At least we can elliminate some of the theories logically such as the
collision theory. If the collision theory is true, it would have to be
a fairly direct (center) hit in order for the debris not to glance out
of earth's gravity forever and early on in the earth's and moon's
history.
Well, some astronomers disagree with you.
http://en.wikipedia.org/wiki/Giant_impact_hypothesis
Perhaps you should write them and explain to them why they're wrong.
So the formation should be a ...combination...of the two most
likely ways.
Which two?
It seems to me that capture /and/ collision of a planet size body
to be the only idea that can create this complexity and uncertainty.
The other choices have too many problems.
The capture without collision has some major problems, enough that I
rule it out.
Oh, well. I guess that settles it.
The only exception being super intelligence was used. The
earth is too small and the moon too large for any kind of friendly
gravitational hand shaking. The moons of Saturn or Jupiter are very
different scenarios.

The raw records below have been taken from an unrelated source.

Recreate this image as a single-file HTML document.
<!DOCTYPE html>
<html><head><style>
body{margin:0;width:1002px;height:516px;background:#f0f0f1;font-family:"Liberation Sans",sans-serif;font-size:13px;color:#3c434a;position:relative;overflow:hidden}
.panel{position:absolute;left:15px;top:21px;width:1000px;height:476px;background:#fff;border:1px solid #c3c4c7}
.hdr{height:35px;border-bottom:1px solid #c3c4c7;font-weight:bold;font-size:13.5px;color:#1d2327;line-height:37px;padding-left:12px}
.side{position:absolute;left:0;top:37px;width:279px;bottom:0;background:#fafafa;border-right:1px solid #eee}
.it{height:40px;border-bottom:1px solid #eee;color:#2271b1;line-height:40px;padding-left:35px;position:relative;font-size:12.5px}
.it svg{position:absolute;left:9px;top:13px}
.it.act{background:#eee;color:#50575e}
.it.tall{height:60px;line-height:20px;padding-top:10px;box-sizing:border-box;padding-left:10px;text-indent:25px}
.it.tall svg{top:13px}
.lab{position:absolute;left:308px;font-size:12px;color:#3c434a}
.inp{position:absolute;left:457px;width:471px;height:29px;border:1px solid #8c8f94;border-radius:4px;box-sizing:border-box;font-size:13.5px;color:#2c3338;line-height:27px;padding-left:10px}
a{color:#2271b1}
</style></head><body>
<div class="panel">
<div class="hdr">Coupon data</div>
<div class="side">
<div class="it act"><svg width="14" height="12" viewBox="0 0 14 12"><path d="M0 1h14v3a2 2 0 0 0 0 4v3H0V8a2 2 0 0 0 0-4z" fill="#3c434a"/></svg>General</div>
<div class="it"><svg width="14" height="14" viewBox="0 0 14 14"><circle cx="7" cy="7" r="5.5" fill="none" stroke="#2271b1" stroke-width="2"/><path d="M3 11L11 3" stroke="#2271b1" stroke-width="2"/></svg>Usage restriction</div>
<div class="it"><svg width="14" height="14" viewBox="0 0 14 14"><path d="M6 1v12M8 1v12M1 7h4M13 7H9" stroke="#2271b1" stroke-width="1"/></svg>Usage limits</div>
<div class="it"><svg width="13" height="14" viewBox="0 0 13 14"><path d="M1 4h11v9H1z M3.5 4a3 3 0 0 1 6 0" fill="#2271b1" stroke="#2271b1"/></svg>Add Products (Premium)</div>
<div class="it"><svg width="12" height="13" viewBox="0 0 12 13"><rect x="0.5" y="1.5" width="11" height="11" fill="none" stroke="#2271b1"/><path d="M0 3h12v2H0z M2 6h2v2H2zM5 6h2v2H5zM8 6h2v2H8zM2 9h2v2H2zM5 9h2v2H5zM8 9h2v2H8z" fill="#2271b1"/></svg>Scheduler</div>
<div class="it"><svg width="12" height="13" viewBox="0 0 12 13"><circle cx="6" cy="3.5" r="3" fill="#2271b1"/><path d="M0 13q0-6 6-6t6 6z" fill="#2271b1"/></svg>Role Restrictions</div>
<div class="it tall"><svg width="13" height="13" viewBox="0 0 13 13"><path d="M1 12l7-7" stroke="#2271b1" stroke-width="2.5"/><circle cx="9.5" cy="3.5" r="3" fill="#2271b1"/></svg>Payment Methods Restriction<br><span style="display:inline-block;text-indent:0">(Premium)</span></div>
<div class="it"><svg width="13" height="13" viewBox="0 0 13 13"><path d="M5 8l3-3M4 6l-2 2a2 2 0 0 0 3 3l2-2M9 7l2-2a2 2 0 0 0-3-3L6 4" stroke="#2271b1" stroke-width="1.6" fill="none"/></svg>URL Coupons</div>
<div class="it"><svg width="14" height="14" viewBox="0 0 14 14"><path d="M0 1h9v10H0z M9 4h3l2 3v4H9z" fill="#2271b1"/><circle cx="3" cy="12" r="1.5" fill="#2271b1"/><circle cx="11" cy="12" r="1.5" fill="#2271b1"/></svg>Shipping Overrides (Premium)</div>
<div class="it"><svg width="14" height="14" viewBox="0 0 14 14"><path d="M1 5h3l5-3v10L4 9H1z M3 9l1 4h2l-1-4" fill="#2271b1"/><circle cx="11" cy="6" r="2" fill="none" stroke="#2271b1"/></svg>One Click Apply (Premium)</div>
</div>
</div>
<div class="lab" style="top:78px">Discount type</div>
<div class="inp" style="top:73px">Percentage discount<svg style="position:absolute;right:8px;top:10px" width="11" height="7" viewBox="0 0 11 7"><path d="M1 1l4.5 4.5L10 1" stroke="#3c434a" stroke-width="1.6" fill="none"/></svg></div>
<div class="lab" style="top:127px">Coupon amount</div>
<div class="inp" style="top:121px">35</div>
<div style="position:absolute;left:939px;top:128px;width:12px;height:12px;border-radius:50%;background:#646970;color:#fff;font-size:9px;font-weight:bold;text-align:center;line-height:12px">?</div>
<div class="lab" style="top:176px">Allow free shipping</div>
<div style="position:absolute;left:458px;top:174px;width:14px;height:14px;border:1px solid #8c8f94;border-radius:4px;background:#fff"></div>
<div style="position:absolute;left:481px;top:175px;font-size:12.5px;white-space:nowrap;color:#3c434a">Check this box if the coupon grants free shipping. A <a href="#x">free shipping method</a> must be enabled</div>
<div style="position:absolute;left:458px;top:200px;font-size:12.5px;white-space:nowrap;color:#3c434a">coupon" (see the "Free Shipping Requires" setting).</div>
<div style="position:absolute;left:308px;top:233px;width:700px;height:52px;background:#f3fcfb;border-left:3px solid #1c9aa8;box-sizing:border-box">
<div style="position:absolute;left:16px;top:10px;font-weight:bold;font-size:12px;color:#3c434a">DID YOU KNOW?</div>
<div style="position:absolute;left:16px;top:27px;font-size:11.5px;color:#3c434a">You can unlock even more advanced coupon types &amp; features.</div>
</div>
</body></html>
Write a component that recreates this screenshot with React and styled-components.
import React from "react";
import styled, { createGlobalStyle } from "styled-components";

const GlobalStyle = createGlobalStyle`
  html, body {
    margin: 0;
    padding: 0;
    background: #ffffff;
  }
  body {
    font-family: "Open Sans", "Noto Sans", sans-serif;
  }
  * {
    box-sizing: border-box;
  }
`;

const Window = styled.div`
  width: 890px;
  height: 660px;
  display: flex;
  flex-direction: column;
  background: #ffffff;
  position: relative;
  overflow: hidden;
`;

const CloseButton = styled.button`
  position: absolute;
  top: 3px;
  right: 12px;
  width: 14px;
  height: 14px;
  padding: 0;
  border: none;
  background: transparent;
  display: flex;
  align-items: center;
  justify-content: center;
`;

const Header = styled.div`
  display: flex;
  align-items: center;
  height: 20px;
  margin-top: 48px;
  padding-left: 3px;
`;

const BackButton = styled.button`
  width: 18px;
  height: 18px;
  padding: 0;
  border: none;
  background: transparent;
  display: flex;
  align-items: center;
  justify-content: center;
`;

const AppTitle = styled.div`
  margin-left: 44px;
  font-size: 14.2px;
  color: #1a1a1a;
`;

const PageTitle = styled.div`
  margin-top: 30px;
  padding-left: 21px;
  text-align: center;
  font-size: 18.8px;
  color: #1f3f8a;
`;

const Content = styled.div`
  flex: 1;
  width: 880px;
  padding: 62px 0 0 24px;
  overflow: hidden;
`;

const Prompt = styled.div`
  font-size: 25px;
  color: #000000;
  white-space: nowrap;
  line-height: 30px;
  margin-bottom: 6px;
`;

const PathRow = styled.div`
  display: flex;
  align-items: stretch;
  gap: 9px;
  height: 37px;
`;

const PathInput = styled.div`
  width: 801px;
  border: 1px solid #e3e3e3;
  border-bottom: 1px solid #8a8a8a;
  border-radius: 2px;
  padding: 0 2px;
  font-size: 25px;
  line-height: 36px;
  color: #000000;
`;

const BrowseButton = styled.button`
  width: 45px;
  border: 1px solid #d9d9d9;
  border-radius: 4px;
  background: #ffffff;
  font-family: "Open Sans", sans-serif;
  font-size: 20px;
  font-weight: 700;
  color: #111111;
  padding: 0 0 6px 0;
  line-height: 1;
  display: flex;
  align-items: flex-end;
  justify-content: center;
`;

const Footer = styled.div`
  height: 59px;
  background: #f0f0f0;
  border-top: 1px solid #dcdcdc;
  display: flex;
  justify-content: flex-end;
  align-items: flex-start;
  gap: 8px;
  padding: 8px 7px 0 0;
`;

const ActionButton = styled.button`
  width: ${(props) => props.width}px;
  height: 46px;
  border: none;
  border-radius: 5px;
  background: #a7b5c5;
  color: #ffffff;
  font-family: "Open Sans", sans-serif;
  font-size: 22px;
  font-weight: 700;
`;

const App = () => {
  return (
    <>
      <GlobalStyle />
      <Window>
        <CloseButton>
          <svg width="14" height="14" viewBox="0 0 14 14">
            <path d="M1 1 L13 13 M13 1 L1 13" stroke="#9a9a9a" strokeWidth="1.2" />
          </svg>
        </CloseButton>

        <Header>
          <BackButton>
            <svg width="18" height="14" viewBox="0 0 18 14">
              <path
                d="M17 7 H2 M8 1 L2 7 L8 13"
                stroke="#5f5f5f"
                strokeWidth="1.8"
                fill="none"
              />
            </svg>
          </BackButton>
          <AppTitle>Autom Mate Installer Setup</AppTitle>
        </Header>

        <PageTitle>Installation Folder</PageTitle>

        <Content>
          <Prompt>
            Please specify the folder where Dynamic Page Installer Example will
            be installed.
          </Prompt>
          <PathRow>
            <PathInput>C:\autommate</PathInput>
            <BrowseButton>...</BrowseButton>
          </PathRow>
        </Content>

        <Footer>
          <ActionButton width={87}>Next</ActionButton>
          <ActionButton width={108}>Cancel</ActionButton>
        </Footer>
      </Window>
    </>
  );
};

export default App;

Perhaps even a fairly large moon could approach
the outer gravitational edges of those giants and be captured without
a collision IMHO.
Sorry, but YHO doesn't count unless you can work out the orbits and
where the energy for the necessary delta-V came from.
A good computer simulation might be able to prove
this and also prove that the moon couldn't be captured by tiny earth
without a collision unless again intelligence was used to slowly put
the moon into earth's orbit.
Well, if you invoke an "intelligence" then all bets are off: there's no
way to make any kind of scientific prediction that way.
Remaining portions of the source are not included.